# PDC and gong (chime) volume very low



## Vlad_M (Mar 16, 2015)

I had a dealer do a software upgrade (I-Step upgrade) on my car today as it's never been updated before. 

When the car returned, I noticed that the volume of the PDC and the gong is way too low. No problem, I'll adjust it in the iDrive settings - however, even when turning it up to its loudest settings, it is still very low (but the control does work, as it increases/decreases).

What can I do to make it louder - like it used to be before? Can this be done via coding?

Also, my Q7 automatically turns down the music volume when PDC is engaged. Is there any way to enable this?


----------



## xx (Jun 2, 2013)

get in the car... be sure the radio/CD is off.... When the PDC beeps, door/seat-belt gong or navi-girl is happening/speaking... turn up the radio's volume/knob and it'll remember the new settings. (Then go back into the idrive and set everything to default/medium and do those again... hmmm... maybe should do the idrive default/medium first.) Don't think we have that Q7 feature....


----------



## Vlad_M (Mar 16, 2015)

xx said:


> get in the car... be sure the radio/CD is off.... When the PDC beeps, door/seat-belt gong or navi-girl is happening/speaking... turn up the radio's volume/knob and it'll remember the new settings. (Then go back into the idrive and set everything to default/medium and do those again... hmmm... maybe should do the idrive default/medium first.) Don't think we have that Q7 feature....
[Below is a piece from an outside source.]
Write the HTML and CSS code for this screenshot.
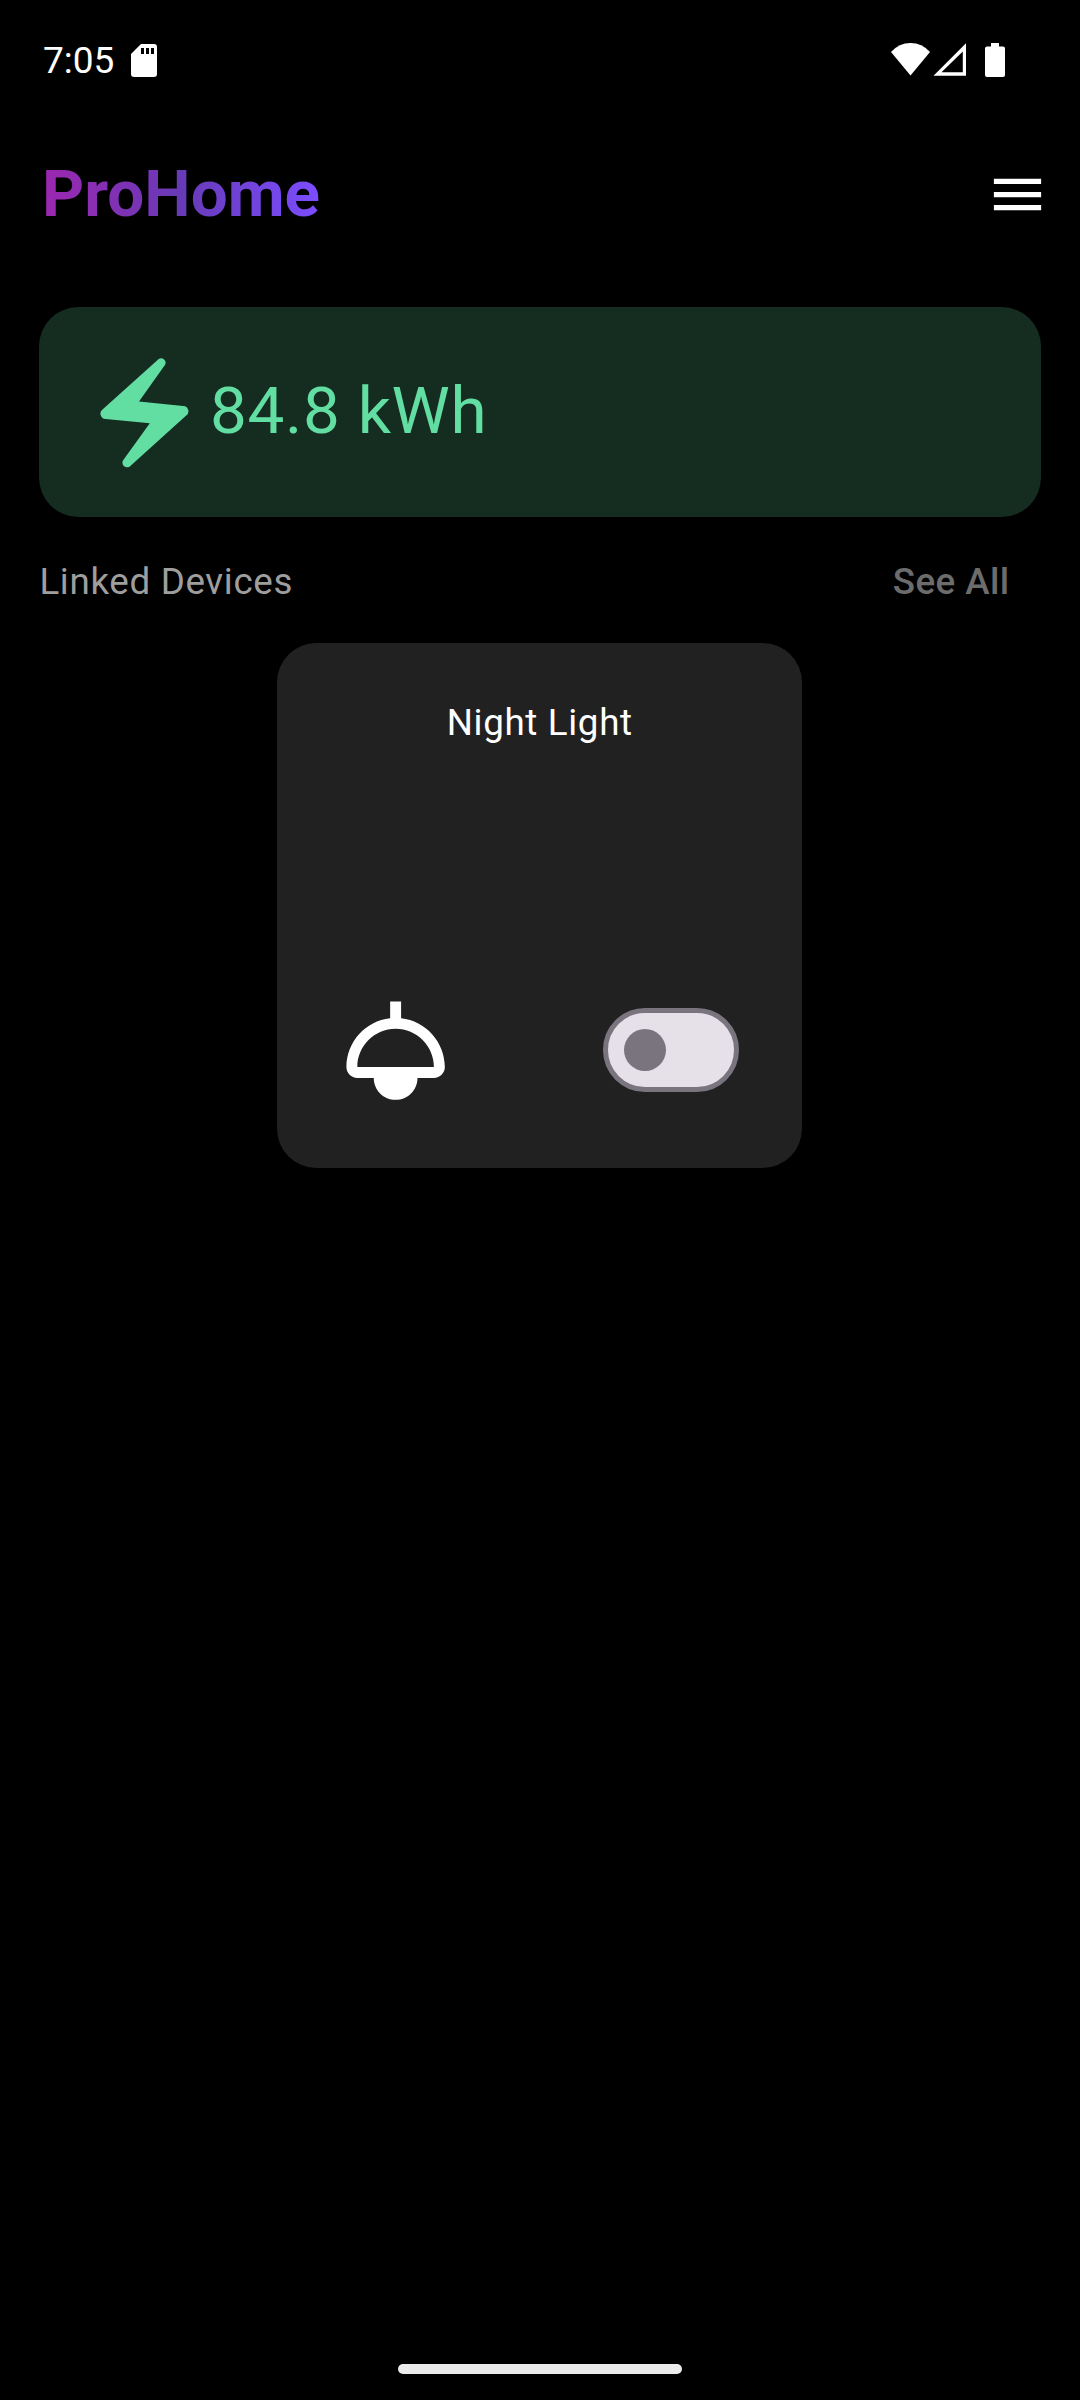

You, my friend, are a legend. So obvious, yet not documented anywhere in the manuals!

Thanks very much!


----------



## xx (Jun 2, 2013)

Ha ha a legend is that like an old acura?? j/k You're welcome. Glad it worked there!! Well, the dealers did that to me a few times too during various services/repairs and I had to reset the levels. I think some people here mentioned the same before too. Now that you know how to do it, you know.... you can actually do it while the radio/CD is on too. However sometimes it's just more tricky and we've got to get to the knob really fast while it's beeping/etc (or we'll miss the timing and adjust the radio/CD instead).


----------



## Vlad_M (Mar 16, 2015)

It seems I rejoiced too soon.  On my way back home, I realized that while I can increase the volume while the music is off, as soon as I turn it on (the music, i.e. radio/cd/usb) it will drop the PDC volume to a (much) lower level. This happens every time. 

Anything I am missing?


----------



## xx (Jun 2, 2013)

hmmm you know what... you're on to something!! I just tried it during lunch time and there are indeed 2 beep levels (one for radio on and the other for radio off). Then I messed around and finally got it to beep really loud with the radio on. But this requires some experimentation. It goes something like this...
- start the motor, turn radio on to moderate/normal volume. Then push the button to turn it off (and we see a loudspeaker-slash icon on the top right of the screen for mute).
- Reverse/back-up close enough to a rear wall so that it beeps when we want it to. Then step on the brakes and keep in this spot (and motor still on). Then put it in P (park).
- go into idrive beep setting page (be sure to keep looking at this setup page with the beep item selected and large idrive knob can minus/plus it (important)).
- keep radio off, set the idrive beep screen level to middle or max,
- set transmission to R (will beep) then turn the small volume knob to make loud/louder (remember, we are still looking at that idrive item selection screen/line and the radio is still off). 
- Now push/switch on the radio, and it follows this new loud beep settings! I think the trick is we experiment/adjust the beep setting with that idrive line item on the screen)


----------